The widely reported fact of Biden bleeding support from key 2020 constituencies including young people and people of color merits a cold hard look at causation. Pundits pounced to attribute these drops to some sudden onset of Trump-attraction and insist Biden has to moderate. But in reality, most of those moving away from Biden are either utterly unaware of or refuse to credit MAGA’s well-laid plans to control our lives and our livelihoods. The erosion in support isn’t driven by the lure of Trump and cannot be cured by Biden adopting lite versions of his policies. It stems from lack of awareness of what Trump and the rest of the MAGA mob say and intend; thus the only way forward is to ensure voters hear the alarm bells and believe the emergency is real.
It’s both accurate and entirely fair to lay much of public ignorance and incredulity at the media’s door. But we cannot expect voters to believe that the house is indeed on fire, that the threat of fascism is neigh, if the firefighters, that is our current leaders, aren’t attempting to put out the blaze.
How many Rocky movies did Stallone make?

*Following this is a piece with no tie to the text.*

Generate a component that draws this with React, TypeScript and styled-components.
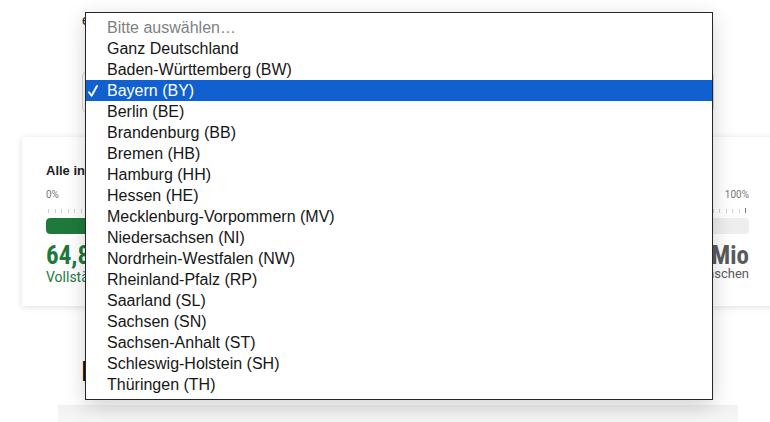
import styled, { createGlobalStyle } from 'styled-components';

const GlobalStyle = createGlobalStyle`
  html, body {
    margin: 0;
    padding: 0;
    background: #fff;
    overflow: hidden;
  }
  body {
    font-family: 'Liberation Sans', Arial, sans-serif;
    color: #222;
  }
  * {
    box-sizing: border-box;
  }
`;

const Page = styled.div`
  position: relative;
  width: 770px;
  height: 422px;
  overflow: hidden;
  padding-top: 11px;
`;

const FilterLabel = styled.div`
  margin-left: 82px;
  font-size: 14px;
  line-height: 18px;
  color: #222;
`;

const SelectBox = styled.div`
  margin: 43px 56px 0 82px;
  height: 40px;
  border: 1px solid #d6d6d6;
  border-radius: 4px;
  background: #fff;
`;

const Card = styled.section`
  margin: 25px 0 0 22px;
  width: 760px;
  padding: 26px 33px 20px 24px;
  background: #fff;
  border-radius: 2px;
  box-shadow: 0 1px 7px rgba(0, 0, 0, 0.13);
`;

const CardTitle = styled.h3`
  margin: 0;
  font-size: 13px;
  line-height: 16px;
  font-weight: 700;
  color: #1d1d1d;
`;

const ScaleLabels = styled.div`
  display: flex;
  justify-content: space-between;
  margin-top: 10px;
  font-family: Roboto, sans-serif;
  font-size: 10px;
  line-height: 12px;
  color: #777;
`;

const Ticks = styled.div`
  display: flex;
  justify-content: space-between;
  align-items: flex-end;
  margin: 7px 2px 0 2px;
  height: 5px;
`;

const Tick = styled.span<{ $last?: boolean }>`
  width: 1px;
  height: ${(p) => (p.$last ? '5px' : '4px')};
  background: ${(p) => (p.$last ? '#777' : '#cfcfcf')};
`;

const Track = styled.div`
  margin-top: 5px;
  height: 16px;
  border-radius: 4px;
  background: #eeeeee;
  overflow: hidden;
`;

const Fill = styled.div`
  height: 100%;
  background: #1e7a3c;
  border-radius: 4px;
`;

const Stats = styled.div`
  display: flex;
  justify-content: space-between;
  margin-top: 9px;
`;

const Stat = styled.div<{ $right?: boolean }>`
  display: flex;
  flex-direction: column;
  align-items: ${(p) => (p.$right ? 'flex-end' : 'flex-start')};
  color: ${(p) => (p.$right ? '#5a5a5a' : '#1e7a3c')};
`;

const StatValue = styled.span`
  font-family: 'Roboto Condensed', 'Liberation Sans Narrow', Roboto, sans-serif;
  font-stretch: condensed;
  font-size: 25px;
  line-height: 26px;
  font-weight: 700;
`;

const StatCaption = styled.span<{ $small?: boolean }>`
  font-family: Roboto, sans-serif;
  font-size: ${(p) => (p.$small ? '13px' : '14px')};
  line-height: 17px;
  margin-top: ${(p) => (p.$small ? '-4px' : '0')};
`;

const Heading = styled.h2`
  margin: 49px 0 0 81px;
  font-family: Roboto, sans-serif;
  font-size: 28px;
  line-height: 34px;
  font-weight: 500;
  color: #111;
`;

const Panel = styled.div`
  margin: 16px 32px 0 58px;
  height: 19px;
  background: linear-gradient(#f1f1f1, #f7f7f7);
`;

const Menu = styled.ul`
  position: absolute;
  top: 12px;
  left: 85px;
  width: 628px;
  margin: 0;
  padding: 4px 0 4px;
  list-style: none;
  background: #fff;
  border: 1px solid #262626;
  box-shadow: 0 6px 20px rgba(0, 0, 0, 0.18);
  font-family: 'Liberation Sans', Arial, sans-serif;
  font-size: 16px;
`;

const Option = styled.li<{ $selected?: boolean; $placeholder?: boolean }>`
  display: flex;
  align-items: center;
  height: 21px;
  line-height: 21px;
  background: ${(p) => (p.$selected ? '#1160d0' : 'transparent')};
  color: ${(p) => (p.$selected ? '#fff' : p.$placeholder ? '#7f7f7f' : '#161616')};
  white-space: nowrap;
`;

const Check = styled.span`
  display: flex;
  align-items: center;
  width: 21px;
  height: 21px;
  padding-left: 2px;
`;

const CheckMark = () => (
  <svg width="10" height="12" viewBox="0 0 10 12" fill="none">
    <path
      d="M1 7.2 L3.6 10.8 L9 1"
      stroke="currentColor"
      strokeWidth="1.9"
      strokeLinecap="round"
      strokeLinejoin="round"
    />
  </svg>
);

const states = [
  'Ganz Deutschland',
  'Baden-Württemberg (BW)',
  'Bayern (BY)',
  'Berlin (BE)',
  'Brandenburg (BB)',
  'Bremen (HB)',
  'Hamburg (HH)',
  'Hessen (HE)',
  'Mecklenburg-Vorpommern (MV)',
  'Niedersachsen (NI)',
  'Nordrhein-Westfalen (NW)',
  'Rheinland-Pfalz (RP)',
  'Saarland (SL)',
  'Sachsen (SN)',
  'Sachsen-Anhalt (ST)',
  'Schleswig-Holstein (SH)',
  'Thüringen (TH)',
];

const selected = 'Bayern (BY)';
const progress = 64.8;
const tickCount = 108;

const App = (): JSX.Element => {
  return (
    <Page>
      <GlobalStyle />
      <FilterLabel>eingrenzen nach Bundesland</FilterLabel>
      <SelectBox />

      <Card>
        <CardTitle>Alle in Deutschland lebenden Menschen</CardTitle>
        <ScaleLabels>
          <span>0%</span>
          <span>100%</span>
        </ScaleLabels>
        <Ticks>
          {Array.from({ length: tickCount }, (_, i) => (
            <Tick key={i} $last={i === tickCount - 1} />
          ))}
        </Ticks>
        <Track>
          <Fill style={{ width: `${progress}%` }} />
        </Track>
        <Stats>
          <Stat>
            <StatValue>64,8 %</StatValue>
            <StatCaption>Vollständig geimpft</StatCaption>
          </Stat>
          <Stat $right>
            <StatValue>83,2 Mio</StatValue>
            <StatCaption $small>lebende Menschen</StatCaption>
          </Stat>
        </Stats>
      </Card>

      <Heading>Bundesländer im Vergleich</Heading>
      <Panel />

      <Menu>
        <Option $placeholder>
          <Check />
          Bitte auswählen…
        </Option>
        {states.map((s) => (
          <Option key={s} $selected={s === selected}>
            <Check>{s === selected ? <CheckMark /> : null}</Check>
            {s}
          </Option>
        ))}
      </Menu>
    </Page>
  );
};

export default App;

And they’re all the same movie. So why do people keep going? Because so many Americans themselves feel like underdogs. We want to root for the little guy with heart. Facing insurmountable odds. Risking it all. We want to feel the thrill up our spines and in the tops of our heads when Bill Conti’s trumpet fanfare introduces the training sequence. We want to hear that. Wait for it. Cheer for it. Pay for it. Over and over and over.
Say what you’re for, Shenker-Osorio insists. Paint the beautiful tomorrow. But words are not enough. They need to see you fighting for what you believe and for them. They’ll be inspired by it. That says leadership more than speeches. That’s what they’ll vote for.
You’re only as good as your last picture. Paint one.